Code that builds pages
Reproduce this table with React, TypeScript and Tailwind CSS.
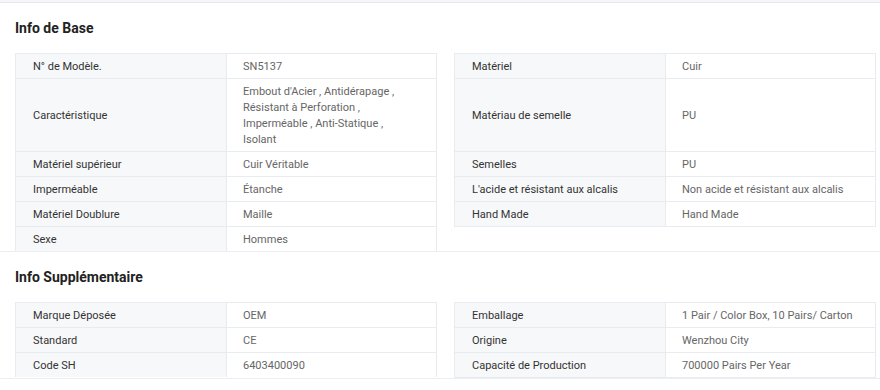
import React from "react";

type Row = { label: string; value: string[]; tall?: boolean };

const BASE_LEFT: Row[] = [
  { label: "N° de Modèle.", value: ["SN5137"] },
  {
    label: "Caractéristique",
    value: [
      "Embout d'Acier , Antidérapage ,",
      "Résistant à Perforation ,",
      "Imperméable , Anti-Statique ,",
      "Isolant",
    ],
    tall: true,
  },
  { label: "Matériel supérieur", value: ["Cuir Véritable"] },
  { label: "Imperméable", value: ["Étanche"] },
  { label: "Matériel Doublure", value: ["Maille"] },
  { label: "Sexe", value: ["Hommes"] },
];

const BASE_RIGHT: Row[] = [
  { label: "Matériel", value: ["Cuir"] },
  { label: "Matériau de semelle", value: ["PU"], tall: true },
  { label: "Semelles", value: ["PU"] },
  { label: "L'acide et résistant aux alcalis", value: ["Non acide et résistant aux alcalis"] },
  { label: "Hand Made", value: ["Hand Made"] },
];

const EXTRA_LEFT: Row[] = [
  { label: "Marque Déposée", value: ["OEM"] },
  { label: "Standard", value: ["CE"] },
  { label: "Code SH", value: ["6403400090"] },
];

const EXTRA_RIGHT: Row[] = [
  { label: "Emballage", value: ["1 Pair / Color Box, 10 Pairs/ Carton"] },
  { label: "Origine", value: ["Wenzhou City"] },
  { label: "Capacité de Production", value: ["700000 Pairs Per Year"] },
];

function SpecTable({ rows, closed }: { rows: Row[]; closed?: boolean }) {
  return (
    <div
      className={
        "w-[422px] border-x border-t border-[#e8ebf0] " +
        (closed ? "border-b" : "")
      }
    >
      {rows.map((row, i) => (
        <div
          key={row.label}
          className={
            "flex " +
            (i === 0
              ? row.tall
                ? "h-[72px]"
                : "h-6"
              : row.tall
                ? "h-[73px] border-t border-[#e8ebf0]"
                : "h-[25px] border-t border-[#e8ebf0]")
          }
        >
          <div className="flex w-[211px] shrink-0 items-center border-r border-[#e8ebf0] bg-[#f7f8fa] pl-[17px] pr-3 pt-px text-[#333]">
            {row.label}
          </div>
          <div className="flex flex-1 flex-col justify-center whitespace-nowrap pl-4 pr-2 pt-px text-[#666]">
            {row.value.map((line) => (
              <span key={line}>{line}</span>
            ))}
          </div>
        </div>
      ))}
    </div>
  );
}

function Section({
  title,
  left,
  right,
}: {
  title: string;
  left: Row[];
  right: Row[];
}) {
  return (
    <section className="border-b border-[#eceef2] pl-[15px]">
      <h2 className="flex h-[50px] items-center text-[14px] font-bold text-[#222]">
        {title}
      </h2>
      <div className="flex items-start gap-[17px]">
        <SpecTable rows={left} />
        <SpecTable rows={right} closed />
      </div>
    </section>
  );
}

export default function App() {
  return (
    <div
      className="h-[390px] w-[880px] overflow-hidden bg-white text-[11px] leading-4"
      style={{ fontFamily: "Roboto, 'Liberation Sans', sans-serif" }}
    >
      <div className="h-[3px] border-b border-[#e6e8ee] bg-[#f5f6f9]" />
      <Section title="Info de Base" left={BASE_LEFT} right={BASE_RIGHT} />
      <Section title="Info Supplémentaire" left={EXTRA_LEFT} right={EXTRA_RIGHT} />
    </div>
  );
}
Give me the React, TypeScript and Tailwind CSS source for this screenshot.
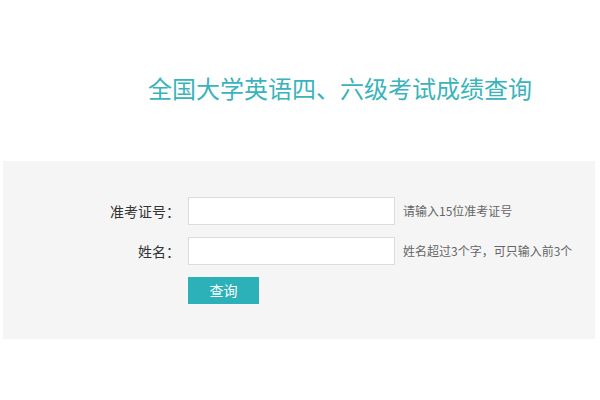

» **EXERCISE OBJECTIVE**
In the copy, include all records verbatim but no images.

» **WORKED SOLUTION**
Reproduce this table with React, TypeScript and Tailwind CSS.
import React from "react";

type Row = { label: string; value: string[]; tall?: boolean };

const BASE_LEFT: Row[] = [
  { label: "N° de Modèle.", value: ["SN5137"] },
  {
    label: "Caractéristique",
    value: [
      "Embout d'Acier , Antidérapage ,",
      "Résistant à Perforation ,",
      "Imperméable , Anti-Statique ,",
      "Isolant",
    ],
    tall: true,
  },
  { label: "Matériel supérieur", value: ["Cuir Véritable"] },
  { label: "Imperméable", value: ["Étanche"] },
  { label: "Matériel Doublure", value: ["Maille"] },
  { label: "Sexe", value: ["Hommes"] },
];

const BASE_RIGHT: Row[] = [
  { label: "Matériel", value: ["Cuir"] },
  { label: "Matériau de semelle", value: ["PU"], tall: true },
  { label: "Semelles", value: ["PU"] },
  { label: "L'acide et résistant aux alcalis", value: ["Non acide et résistant aux alcalis"] },
  { label: "Hand Made", value: ["Hand Made"] },
];

const EXTRA_LEFT: Row[] = [
  { label: "Marque Déposée", value: ["OEM"] },
  { label: "Standard", value: ["CE"] },
  { label: "Code SH", value: ["6403400090"] },
];

const EXTRA_RIGHT: Row[] = [
  { label: "Emballage", value: ["1 Pair / Color Box, 10 Pairs/ Carton"] },
  { label: "Origine", value: ["Wenzhou City"] },
  { label: "Capacité de Production", value: ["700000 Pairs Per Year"] },
];

function SpecTable({ rows, closed }: { rows: Row[]; closed?: boolean }) {
  return (
    <div
      className={
        "w-[422px] border-x border-t border-[#e8ebf0] " +
        (closed ? "border-b" : "")
      }
    >
      {rows.map((row, i) => (
        <div
          key={row.label}
          className={
            "flex " +
            (i === 0
              ? row.tall
                ? "h-[72px]"
                : "h-6"
              : row.tall
                ? "h-[73px] border-t border-[#e8ebf0]"
                : "h-[25px] border-t border-[#e8ebf0]")
          }
        >
          <div className="flex w-[211px] shrink-0 items-center border-r border-[#e8ebf0] bg-[#f7f8fa] pl-[17px] pr-3 pt-px text-[#333]">
            {row.label}
          </div>
          <div className="flex flex-1 flex-col justify-center whitespace-nowrap pl-4 pr-2 pt-px text-[#666]">
            {row.value.map((line) => (
              <span key={line}>{line}</span>
            ))}
          </div>
        </div>
      ))}
    </div>
  );
}

function Section({
  title,
  left,
  right,
}: {
  title: string;
  left: Row[];
  right: Row[];
}) {
  return (
    <section className="border-b border-[#eceef2] pl-[15px]">
      <h2 className="flex h-[50px] items-center text-[14px] font-bold text-[#222]">
        {title}
      </h2>
      <div className="flex items-start gap-[17px]">
        <SpecTable rows={left} />
        <SpecTable rows={right} closed />
      </div>
    </section>
  );
}

export default function App() {
  return (
    <div
      className="h-[390px] w-[880px] overflow-hidden bg-white text-[11px] leading-4"
      style={{ fontFamily: "Roboto, 'Liberation Sans', sans-serif" }}
    >
      <div className="h-[3px] border-b border-[#e6e8ee] bg-[#f5f6f9]" />
      <Section title="Info de Base" left={BASE_LEFT} right={BASE_RIGHT} />
      <Section title="Info Supplémentaire" left={EXTRA_LEFT} right={EXTRA_RIGHT} />
    </div>
  );
}
Give me the React, TypeScript and Tailwind CSS source for this screenshot.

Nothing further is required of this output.